いよいよ脳爆発も本格化したようで,四方八方に拡がる思考の整理に時間がかかっている。収穫は多いが,脳疲労感が隠せなくなってきた。
当努整理も組計整理も大きく進んだが,デライト市場戦略についての頭の整理が進んだのが特に大きかった。
昨日の日記を書きつつ,「デライトに熱中しながら周囲とデライトを共有しようとしない人」の最たる例としての自分自身について考えていた。公開しているのだから見られて困ることは書いていないが,それと積極的に見せたいかどうかは別問題だ。重用者であればあるほど,デライトで扱っている情報は,現実の人間関係にとって深過ぎるし重過ぎる。
ここで,イノベーター理論に対して抱いていた疑問が氷解し始めた。
最近,「デライトのキャズム」という表現を使っていたのは,イノベーター理論でいう「キャズム」とは違う溝がデライトにはあるのではないか,と感じていたからだ。これは恐らく正しかった。デライトのキャズムは,アーリーアダプターとアーリーマジョリティの間ではなく,イノベーターとアーリーアダプターの間にある。典型的なイノベーションの枠を大きく越えているデライトの独自性が,キャズムをイノベーター側に引き寄せてしまっている。
物珍しさでデライトを使ってくれる人はイノベーターなのであって,趣味嗜好の特殊性から比較的孤立しており,そもそも潜在用者への影響力を期待出来る層ではない。影響力を持つのはアーリーアダプターであり,デライトがこれから獲得しようとしている層だ。
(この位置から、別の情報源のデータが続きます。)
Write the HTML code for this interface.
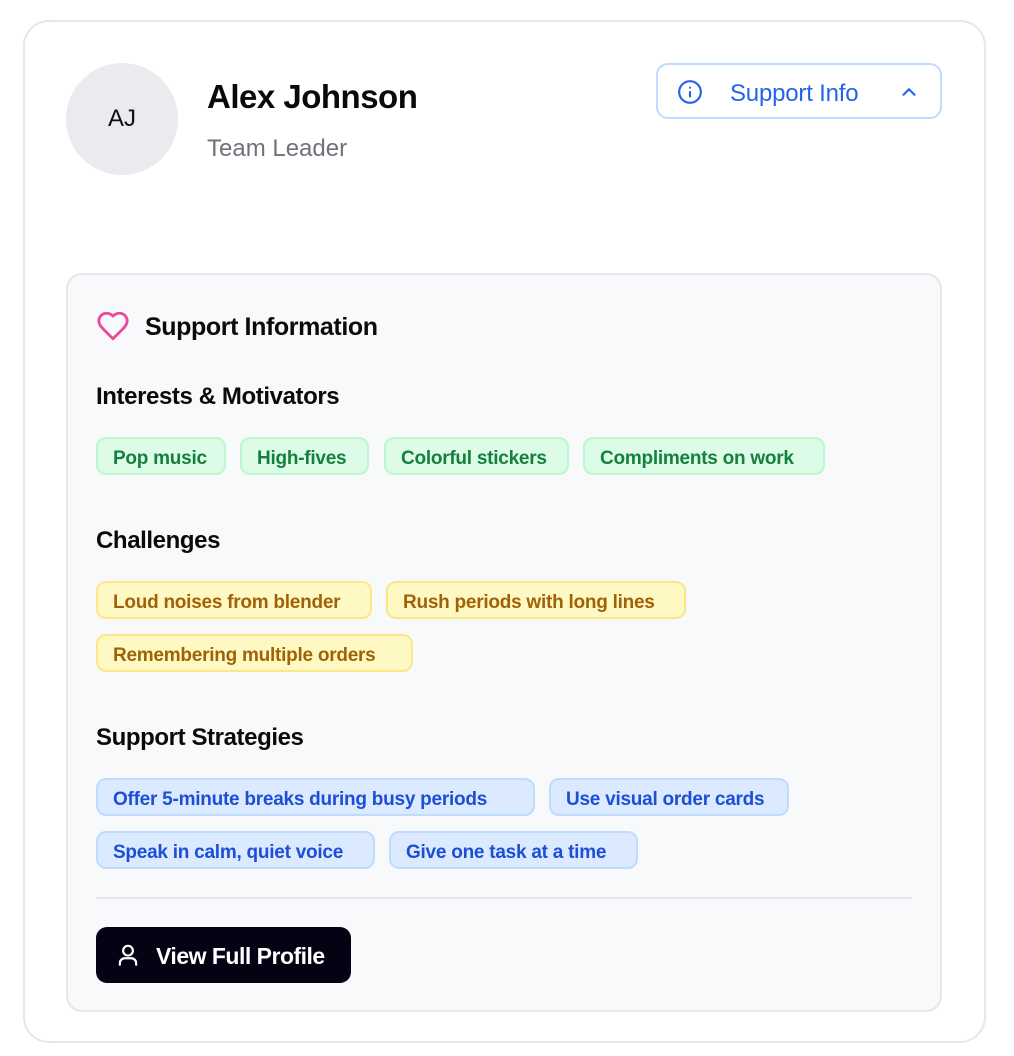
<!DOCTYPE html>
<html><head><meta charset="utf-8"><style>
*{box-sizing:border-box;margin:0;padding:0}
body{width:1014px;height:1056px;background:#fff;font-family:"Liberation Sans",sans-serif;position:relative;overflow:hidden}
.abs{position:absolute}
.card{left:23px;top:20px;width:963px;height:1023px;border:2px solid #e5e7eb;border-radius:26px;background:#fff}
.av{left:66px;top:63px;width:112px;height:112px;border-radius:50%;background:#ebebef;display:flex;align-items:center;justify-content:center;font-size:24px;color:#111}
.name{left:207px;top:78px;font-size:33px;font-weight:bold;color:#0a0a0a;letter-spacing:-0.5px}
.role{left:207px;top:135px;font-size:24px;color:#71717a}
.sbtn{left:656px;top:63px;width:286px;height:56px;border:2px solid #bfdbfe;border-radius:12px;background:#fff}
.sbtn span{position:absolute;left:72px;top:15px;font-size:24px;color:#2563eb;letter-spacing:-0.2px}
.panel{left:66px;top:273px;width:876px;height:739px;border:2px solid #e5e7eb;border-radius:16px;background:#f8f9fb}
.h{font-size:24px;font-weight:bold;color:#0a0a0a;letter-spacing:-0.4px}
.tag{position:absolute;height:38px;border-radius:10px;border:2px solid;font-size:19px;font-weight:bold;padding:9px 0 0 15px;white-space:nowrap;letter-spacing:-0.25px}
.g{background:#dcfce7;border-color:#bbf7d0;color:#15803d}
.y{background:#fef9c3;border-color:#fde68a;color:#a16207}
.b{background:#dbeafe;border-color:#bfdbfe;color:#1d4ed8}
.div{left:96px;top:897px;width:816px;height:2px;background:#e5e7eb}
.vbtn{left:96px;top:927px;width:255px;height:56px;border-radius:11px;background:#030314;color:#fff}
.vbtn span{position:absolute;left:60px;top:16px;font-size:23px;font-weight:bold;letter-spacing:-0.5px}
</style></head><body>
<div class="abs card"></div>
<div class="abs av">AJ</div>
<div class="abs name">Alex Johnson</div>
<div class="abs role">Team Leader</div>
<div class="abs sbtn">
<svg class="abs" style="left:19px;top:14px" width="26" height="26" viewBox="0 0 24 24" fill="none" stroke="#2563eb" stroke-width="2" stroke-linecap="round"><circle cx="12" cy="12" r="10"/><path d="M12 16v-4M12 8h.01"/></svg>
<span>Support Info</span>
<svg class="abs" style="left:240px;top:16px" width="22" height="22" viewBox="0 0 24 24" fill="none" stroke="#2563eb" stroke-width="2.4" stroke-linecap="round" stroke-linejoin="round"><path d="M6 15l6-6 6 6"/></svg>
</div>
<div class="abs panel"></div>
<svg class="abs" style="left:95px;top:309px" width="36" height="34" viewBox="0 0 24 24" fill="none" stroke="#ec4899" stroke-width="2" stroke-linecap="round" stroke-linejoin="round"><path d="M19 14c1.49-1.46 3-3.21 3-5.5A5.5 5.5 0 0 0 16.5 3c-1.76 0-3 .5-4.5 2-1.5-1.5-2.74-2-4.5-2A5.5 5.5 0 0 0 2 8.5c0 2.3 1.5 4.05 3 5.5l7 7Z"/></svg>
<div class="abs h" style="left:145px;top:313px;font-size:25px">Support Information</div>
<div class="abs h" style="left:96px;top:383px">Interests &amp; Motivators</div>
<div class="tag g" style="left:96px;top:437px;width:130px">Pop music</div>
<div class="tag g" style="left:240px;top:437px;width:129px">High-fives</div>
<div class="tag g" style="left:384px;top:437px;width:185px">Colorful stickers</div>
<div class="tag g" style="left:583px;top:437px;width:242px">Compliments on work</div>
<div class="abs h" style="left:96px;top:527px">Challenges</div>
<div class="tag y" style="left:96px;top:581px;width:276px">Loud noises from blender</div>
<div class="tag y" style="left:386px;top:581px;width:300px">Rush periods with long lines</div>
<div class="tag y" style="left:96px;top:634px;width:317px">Remembering multiple orders</div>
<div class="abs h" style="left:96px;top:724px">Support Strategies</div>
<div class="tag b" style="left:96px;top:778px;width:439px">Offer 5-minute breaks during busy periods</div>
<div class="tag b" style="left:549px;top:778px;width:240px">Use visual order cards</div>
<div class="tag b" style="left:96px;top:831px;width:279px">Speak in calm, quiet voice</div>
<div class="tag b" style="left:389px;top:831px;width:249px">Give one task at a time</div>
<div class="abs div"></div>
<div class="abs vbtn">
<svg class="abs" style="left:19px;top:15px" width="26" height="26" viewBox="0 0 24 24" fill="none" stroke="#fff" stroke-width="2" stroke-linecap="round"><circle cx="12" cy="8" r="4.5"/><path d="M4.5 21v-1.5A4.5 4.5 0 0 1 9 15h6a4.5 4.5 0 0 1 4.5 4.5V21"/></svg>
<span>View Full Profile</span>
</div>
</body></html>
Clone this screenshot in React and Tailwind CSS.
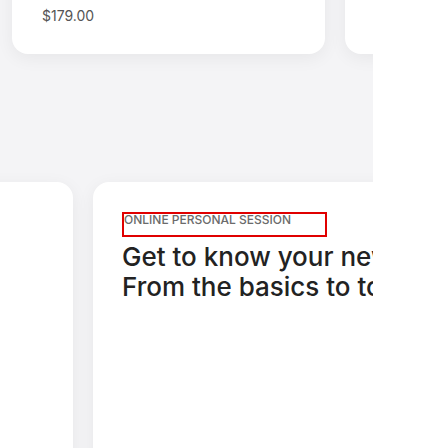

私はここを少し混同していた。そして,アーリーアダプターというのは実利を重視する層だ。
イノベーターをどれだけ喜ばせても,それだけでは横の広がりにはならない。誰よりもデライトに価値を見出している私自身が証明するように,デライトではなおのこと内にこもりやすい。周囲と共有出来ないようなものをいくらネットで宣伝しても,縁遠い誰かがよく分からないものについて語っているとしか思われない。
ごくわずかな人達で共有出来ればいいものもあるだろうが,デライトは無論そうではない。KNS として SNS 以上に誰もが使うものになり,世界を一新することが出来てはじめて,デライトは目的を果たしたと言えるのだ。
では,アーリーアダプター獲得のため具体的に何が出来るのかといえば,やはり,デライトの品質や利便性を高めつつ,分かりやすい献典を増やしていくこと以外に無い。製品の独自性は革新性であると同時にとっつきにくさでもある。デライトはその点で明らかに突出している。アーリーアダプターを獲得するには,そのとっつきにくさを補って余りある実利を提供する必要がある。
幸い,これはいま新生デライト開発や輪郭整備でやっていることだ。当たり前のことのようでもあるが,ぶれずに実践するのは思いのほか難しい。少し前までの足りないものだらけだったデライトでは,好事家受けに希望を見出すしかなかった。品質面で自信が持てるようになってからも,見違えるほどの改良を重ねながら用者が増えなければ,これは普及戦略上無意味なのではないかとか,もっと簡単に注目を集める方法があるのではないかとか,どうしても雑念が出てきてしまう。
ここまで整理して,ようやく迷いが消えた。しきい値を越えていないだけで,デライトは着実にキャズムを埋めているのだと思えるようになった。進路は間違っていないという確信とともに,その道程の長さに対する覚悟が出来,気持ちがぐっと引き締まった。これは非常に良い心境の変化だ。
デライトの特異性を考えれば,今からアーリーマジョリティを狙うくらいで意識としては丁度良いのかもしれない。レイトマジョリティまで行くと求めるものが違ってくる。先行者に追随する層に媚びる必要はない。
イノベーター理論でいう「市場」についての理解も深まった。これまでは漠然と潜在市場をイメージしていたが,実際のイノベーターの人口から逆算すると,確かに具体的な市場が見えてくる気はする。